February is National Heart Month, so we wanted to share with you some of the heart healthy benefits of sweet potatoes. Sweet potatoes aid in the prevention of heart disease because they are high in potassium which can help prevent the onset of heart attacks and strokes. Potassium also helps the stabilization of blood pressure and aids in regulating heart function.
Amazing, right? But that isn’t all. Did you know that, out of all the vegetables we consume, sweet potatoes are ranked number one in nutrition by the Center for Science in the Public Interest? Sweet potatoes earned this ranking by being an amazingly rich source of beta-carotene, biotin, carotenoids, dietary fiber, complex carbohydrates, natural sugars, protein, Vitamin C, Iron and Calcium.
In fact, one medium sweet potato will provide well over 100% of your daily needs for Vitamin A, Vitamin C, Vitamins B2 & B6, Vitamin E, Pantothenic Acid, Potassium, Manganese, Calcium, Iron, Magnesium, Phosphorus, Zinc, Thiamin, Riboflavin and Folate! That is a lot of good stuff for one sweet potato!
Sweet potatoes are high in antioxidants, which work in the body to prevent inflammatory problems like asthma, arthritis, gout and more. Beta-Carotene is one of these powerful antioxidants. It is known to give orange vegetables and fruits their vibrant color. When you eat a sweet potato, that Beta-carotene is converted to Vitamin A in your body. By consuming foods rich in Vitamin A, like sweet potatoes, you could correct certain deficiencies.

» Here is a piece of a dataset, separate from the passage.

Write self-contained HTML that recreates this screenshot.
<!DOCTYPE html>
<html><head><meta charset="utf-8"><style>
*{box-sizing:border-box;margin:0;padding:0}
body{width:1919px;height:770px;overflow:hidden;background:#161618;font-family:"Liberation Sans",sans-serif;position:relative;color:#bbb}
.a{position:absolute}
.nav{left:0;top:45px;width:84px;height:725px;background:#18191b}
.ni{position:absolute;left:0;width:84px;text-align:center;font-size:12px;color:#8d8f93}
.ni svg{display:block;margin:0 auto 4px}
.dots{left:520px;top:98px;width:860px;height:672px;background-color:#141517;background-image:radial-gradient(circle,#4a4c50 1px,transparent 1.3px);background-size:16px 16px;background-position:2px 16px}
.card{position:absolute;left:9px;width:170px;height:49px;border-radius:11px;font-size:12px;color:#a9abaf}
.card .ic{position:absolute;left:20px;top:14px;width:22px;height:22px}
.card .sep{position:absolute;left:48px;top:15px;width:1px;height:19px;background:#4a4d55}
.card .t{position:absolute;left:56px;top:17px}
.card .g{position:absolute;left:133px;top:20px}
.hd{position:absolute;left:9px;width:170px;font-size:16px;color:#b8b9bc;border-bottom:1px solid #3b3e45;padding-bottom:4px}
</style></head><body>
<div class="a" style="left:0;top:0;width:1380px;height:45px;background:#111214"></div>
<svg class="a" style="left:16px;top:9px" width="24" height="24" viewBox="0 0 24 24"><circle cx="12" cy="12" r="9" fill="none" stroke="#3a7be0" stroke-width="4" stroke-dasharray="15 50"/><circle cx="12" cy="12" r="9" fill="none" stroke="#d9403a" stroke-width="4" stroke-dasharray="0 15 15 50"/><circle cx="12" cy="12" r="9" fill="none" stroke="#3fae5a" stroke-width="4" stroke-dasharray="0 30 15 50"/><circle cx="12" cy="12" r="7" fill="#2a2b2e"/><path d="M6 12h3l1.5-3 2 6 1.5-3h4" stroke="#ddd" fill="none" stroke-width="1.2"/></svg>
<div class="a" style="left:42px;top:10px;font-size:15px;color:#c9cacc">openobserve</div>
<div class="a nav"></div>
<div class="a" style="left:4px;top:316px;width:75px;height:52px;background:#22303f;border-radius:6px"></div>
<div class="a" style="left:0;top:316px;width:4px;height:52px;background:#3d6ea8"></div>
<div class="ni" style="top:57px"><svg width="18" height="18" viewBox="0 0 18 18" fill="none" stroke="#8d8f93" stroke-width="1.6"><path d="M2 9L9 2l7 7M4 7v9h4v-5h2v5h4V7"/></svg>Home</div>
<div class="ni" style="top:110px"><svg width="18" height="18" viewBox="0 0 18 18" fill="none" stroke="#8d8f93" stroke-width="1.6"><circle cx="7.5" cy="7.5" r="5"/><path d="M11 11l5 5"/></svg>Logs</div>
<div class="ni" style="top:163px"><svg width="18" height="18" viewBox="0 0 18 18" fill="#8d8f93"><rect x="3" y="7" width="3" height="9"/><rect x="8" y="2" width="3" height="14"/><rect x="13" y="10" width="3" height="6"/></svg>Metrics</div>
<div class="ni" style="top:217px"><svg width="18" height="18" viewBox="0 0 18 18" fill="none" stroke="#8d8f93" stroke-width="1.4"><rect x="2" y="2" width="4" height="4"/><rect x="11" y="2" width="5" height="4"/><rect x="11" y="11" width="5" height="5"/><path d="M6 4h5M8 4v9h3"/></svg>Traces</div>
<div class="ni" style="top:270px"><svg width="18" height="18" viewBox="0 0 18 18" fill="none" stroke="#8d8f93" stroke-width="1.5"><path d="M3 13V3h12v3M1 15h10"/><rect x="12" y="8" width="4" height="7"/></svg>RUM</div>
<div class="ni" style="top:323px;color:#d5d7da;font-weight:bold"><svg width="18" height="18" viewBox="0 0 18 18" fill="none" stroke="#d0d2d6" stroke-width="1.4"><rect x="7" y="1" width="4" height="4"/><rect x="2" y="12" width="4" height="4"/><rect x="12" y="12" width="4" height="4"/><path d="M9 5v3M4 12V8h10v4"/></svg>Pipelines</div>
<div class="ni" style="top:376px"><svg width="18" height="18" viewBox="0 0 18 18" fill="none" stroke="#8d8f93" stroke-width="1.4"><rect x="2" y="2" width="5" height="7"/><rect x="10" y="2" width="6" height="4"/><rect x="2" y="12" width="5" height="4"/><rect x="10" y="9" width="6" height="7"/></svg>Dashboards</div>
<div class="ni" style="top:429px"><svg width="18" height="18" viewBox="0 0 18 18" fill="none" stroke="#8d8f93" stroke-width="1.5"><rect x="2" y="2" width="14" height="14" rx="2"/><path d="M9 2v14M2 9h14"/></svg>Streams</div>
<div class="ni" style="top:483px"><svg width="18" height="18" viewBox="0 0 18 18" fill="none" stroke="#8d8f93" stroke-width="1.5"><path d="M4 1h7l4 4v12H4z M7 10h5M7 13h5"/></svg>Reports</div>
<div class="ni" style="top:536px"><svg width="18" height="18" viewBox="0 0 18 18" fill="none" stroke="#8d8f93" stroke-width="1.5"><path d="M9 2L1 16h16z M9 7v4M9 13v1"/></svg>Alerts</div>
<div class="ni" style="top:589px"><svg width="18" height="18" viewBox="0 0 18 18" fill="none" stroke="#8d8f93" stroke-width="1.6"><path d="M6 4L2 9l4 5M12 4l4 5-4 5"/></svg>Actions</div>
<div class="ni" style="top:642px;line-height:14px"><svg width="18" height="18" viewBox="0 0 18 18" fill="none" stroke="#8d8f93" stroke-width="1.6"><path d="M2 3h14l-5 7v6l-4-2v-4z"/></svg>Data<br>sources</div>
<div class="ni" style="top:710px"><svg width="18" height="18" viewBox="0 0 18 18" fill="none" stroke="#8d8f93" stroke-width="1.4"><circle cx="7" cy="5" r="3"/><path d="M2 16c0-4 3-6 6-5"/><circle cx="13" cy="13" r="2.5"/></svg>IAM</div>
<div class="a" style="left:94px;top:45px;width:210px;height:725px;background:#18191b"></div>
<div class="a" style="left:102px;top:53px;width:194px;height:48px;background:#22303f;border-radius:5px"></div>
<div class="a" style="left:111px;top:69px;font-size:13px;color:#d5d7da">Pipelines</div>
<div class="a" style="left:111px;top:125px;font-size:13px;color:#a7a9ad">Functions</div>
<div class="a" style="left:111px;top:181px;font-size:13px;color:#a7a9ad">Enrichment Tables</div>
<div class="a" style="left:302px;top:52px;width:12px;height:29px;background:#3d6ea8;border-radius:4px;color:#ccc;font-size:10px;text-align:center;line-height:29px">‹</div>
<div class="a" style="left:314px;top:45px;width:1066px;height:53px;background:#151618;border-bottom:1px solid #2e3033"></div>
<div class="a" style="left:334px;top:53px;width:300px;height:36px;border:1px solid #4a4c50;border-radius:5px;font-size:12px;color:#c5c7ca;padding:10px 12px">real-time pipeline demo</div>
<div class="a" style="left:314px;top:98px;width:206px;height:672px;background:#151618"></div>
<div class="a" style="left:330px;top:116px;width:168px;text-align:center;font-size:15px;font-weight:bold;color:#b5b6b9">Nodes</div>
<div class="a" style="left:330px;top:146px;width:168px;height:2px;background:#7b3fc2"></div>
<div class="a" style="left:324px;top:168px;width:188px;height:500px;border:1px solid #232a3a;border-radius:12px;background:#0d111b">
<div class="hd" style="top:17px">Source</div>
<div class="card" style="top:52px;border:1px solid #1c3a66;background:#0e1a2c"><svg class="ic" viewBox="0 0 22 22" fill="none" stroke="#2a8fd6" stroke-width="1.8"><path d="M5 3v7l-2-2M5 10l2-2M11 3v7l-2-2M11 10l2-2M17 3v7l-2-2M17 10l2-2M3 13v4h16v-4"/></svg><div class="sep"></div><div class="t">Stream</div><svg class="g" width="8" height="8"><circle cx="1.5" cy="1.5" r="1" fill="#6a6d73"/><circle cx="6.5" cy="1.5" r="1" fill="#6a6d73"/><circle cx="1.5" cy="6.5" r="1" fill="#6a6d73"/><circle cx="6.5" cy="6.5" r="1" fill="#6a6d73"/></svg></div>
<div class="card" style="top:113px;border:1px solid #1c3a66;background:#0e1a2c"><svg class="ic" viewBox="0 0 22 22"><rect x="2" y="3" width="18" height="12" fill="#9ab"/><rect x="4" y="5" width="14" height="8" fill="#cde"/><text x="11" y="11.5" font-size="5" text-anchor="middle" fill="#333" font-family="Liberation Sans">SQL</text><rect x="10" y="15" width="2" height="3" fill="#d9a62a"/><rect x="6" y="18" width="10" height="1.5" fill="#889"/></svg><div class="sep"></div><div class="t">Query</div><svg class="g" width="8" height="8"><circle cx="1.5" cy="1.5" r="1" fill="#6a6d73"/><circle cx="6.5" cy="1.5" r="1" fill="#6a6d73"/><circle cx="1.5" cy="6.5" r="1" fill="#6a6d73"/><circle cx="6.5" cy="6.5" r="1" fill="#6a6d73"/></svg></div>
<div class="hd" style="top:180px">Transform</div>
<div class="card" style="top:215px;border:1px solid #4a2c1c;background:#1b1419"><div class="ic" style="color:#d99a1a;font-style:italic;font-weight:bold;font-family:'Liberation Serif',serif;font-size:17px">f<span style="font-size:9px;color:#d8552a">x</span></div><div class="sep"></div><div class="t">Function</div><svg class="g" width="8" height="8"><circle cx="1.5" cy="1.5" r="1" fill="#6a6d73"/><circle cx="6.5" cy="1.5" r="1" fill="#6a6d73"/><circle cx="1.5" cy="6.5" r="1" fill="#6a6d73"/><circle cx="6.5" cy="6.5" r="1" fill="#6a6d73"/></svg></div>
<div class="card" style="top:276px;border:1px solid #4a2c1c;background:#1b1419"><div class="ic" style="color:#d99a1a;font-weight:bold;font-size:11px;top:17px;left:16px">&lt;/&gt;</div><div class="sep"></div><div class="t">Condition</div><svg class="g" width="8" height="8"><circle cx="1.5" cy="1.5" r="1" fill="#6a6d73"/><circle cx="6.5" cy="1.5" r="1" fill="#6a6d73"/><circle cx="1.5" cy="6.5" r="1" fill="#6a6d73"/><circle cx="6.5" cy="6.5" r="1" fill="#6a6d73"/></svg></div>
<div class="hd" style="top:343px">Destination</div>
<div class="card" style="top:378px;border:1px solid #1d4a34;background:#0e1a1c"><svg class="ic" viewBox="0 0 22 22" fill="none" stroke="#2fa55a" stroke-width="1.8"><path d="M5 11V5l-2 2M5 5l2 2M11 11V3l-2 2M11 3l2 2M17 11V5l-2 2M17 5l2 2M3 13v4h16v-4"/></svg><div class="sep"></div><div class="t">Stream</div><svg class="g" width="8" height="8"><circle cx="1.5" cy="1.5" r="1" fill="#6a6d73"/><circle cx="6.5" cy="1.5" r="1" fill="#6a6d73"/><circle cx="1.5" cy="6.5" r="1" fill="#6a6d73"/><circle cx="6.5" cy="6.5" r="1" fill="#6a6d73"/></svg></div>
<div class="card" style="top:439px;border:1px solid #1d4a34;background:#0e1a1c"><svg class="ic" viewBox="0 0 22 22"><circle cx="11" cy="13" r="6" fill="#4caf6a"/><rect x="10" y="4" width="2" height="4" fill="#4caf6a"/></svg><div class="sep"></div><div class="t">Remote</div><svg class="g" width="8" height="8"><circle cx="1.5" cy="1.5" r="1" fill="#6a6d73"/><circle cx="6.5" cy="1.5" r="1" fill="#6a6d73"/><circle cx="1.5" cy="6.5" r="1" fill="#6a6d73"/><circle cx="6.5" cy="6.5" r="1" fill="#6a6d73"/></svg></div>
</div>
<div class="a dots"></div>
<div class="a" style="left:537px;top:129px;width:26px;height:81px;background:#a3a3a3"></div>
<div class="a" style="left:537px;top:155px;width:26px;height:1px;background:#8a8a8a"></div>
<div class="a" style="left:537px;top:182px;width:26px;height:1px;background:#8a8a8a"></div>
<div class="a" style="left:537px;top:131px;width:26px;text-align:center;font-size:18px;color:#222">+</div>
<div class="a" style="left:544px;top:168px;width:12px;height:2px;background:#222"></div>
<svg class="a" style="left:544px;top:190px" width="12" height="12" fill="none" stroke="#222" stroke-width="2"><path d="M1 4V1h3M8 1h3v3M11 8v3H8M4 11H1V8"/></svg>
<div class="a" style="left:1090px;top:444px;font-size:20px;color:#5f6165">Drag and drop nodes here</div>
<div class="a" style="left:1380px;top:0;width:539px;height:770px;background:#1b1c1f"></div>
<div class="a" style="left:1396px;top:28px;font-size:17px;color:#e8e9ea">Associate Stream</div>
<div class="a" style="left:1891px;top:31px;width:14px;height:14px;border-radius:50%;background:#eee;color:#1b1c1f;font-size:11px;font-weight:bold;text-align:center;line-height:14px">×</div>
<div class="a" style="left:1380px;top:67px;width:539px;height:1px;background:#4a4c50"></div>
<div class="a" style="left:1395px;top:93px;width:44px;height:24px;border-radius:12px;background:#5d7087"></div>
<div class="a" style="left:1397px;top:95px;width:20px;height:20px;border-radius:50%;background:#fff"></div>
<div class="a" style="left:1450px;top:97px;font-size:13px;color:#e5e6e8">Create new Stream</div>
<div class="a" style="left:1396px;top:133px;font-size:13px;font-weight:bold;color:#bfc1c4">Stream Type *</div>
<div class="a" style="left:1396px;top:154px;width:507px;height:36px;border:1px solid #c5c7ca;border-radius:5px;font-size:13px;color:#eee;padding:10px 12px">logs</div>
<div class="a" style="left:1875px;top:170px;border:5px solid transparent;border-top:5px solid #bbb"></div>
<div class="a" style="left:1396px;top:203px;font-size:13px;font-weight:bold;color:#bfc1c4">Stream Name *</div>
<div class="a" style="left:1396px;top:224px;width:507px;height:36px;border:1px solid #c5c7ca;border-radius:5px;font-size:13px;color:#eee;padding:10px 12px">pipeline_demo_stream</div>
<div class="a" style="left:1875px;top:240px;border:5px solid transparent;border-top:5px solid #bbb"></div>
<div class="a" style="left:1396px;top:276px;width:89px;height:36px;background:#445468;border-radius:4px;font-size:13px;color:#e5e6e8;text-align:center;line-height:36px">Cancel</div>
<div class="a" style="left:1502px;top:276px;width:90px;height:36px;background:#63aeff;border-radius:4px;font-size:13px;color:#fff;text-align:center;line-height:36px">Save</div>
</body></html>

Beta-Carotene combined with Vitamin C will also give your immune system a boost. Beta-Carotene may also reduce the risk of developing certain types of cancer, offer protection against asthma and heart disease, and delay aging and body degeneration.
Sweet potatoes assist with management of type 1 and type 2 diabetes, because they are considered low on the glycemic index. Sweet potatoes may reduce episodes of low blood sugar and insulin resistance in people with diabetes.
Now, sweet potatoes do have more grams of natural sugars than regular potatoes, but they also have more a much higher nutrient-to-calorie ratio (by mass). So while they have more calories, sweet potatoes are actually better for you).
Folate, another ingredient in sweet potatoes, helps women who are pregnant or are trying to conceive. Folate is essential for the healthy development of fetal cells and tissue. The Iron in sweet potatoes also promotes fertility in women of child bearing age.
Sweet potatoes contain Magnesium, a nutrient that has been linked to helping alleviate anxiety, depression, headaches, irritability, muscle cramps and restlessness.
Eating sweet potatoes could also benefit your ability to learn and remember things, and help with muscle movement because sweet potatoes contain the nutrient Choline. Choline also helps in the absorption of fat and helps in the reduction of chronic inflammation.
Sweet potatoes are also high in dietary fiber which helps you to keep a healthy digestive tract. Additionally, they're a great source of potassium, and when it comes to lowering and maintaining your blood pressure, a diet high in potassium may be just as important as lowering your sodium intake.
As always, a well balanced diet is best. There is no one food that can solve everything. All of these facts about the amazing benefits of sweet potatoes are great, but be careful. Consuming too much potassium can be harmful for those whose kidneys are not fully functional. You should always consult a health care professional when making significant changes to your diet, especially if you are on medication such as beta-blockers.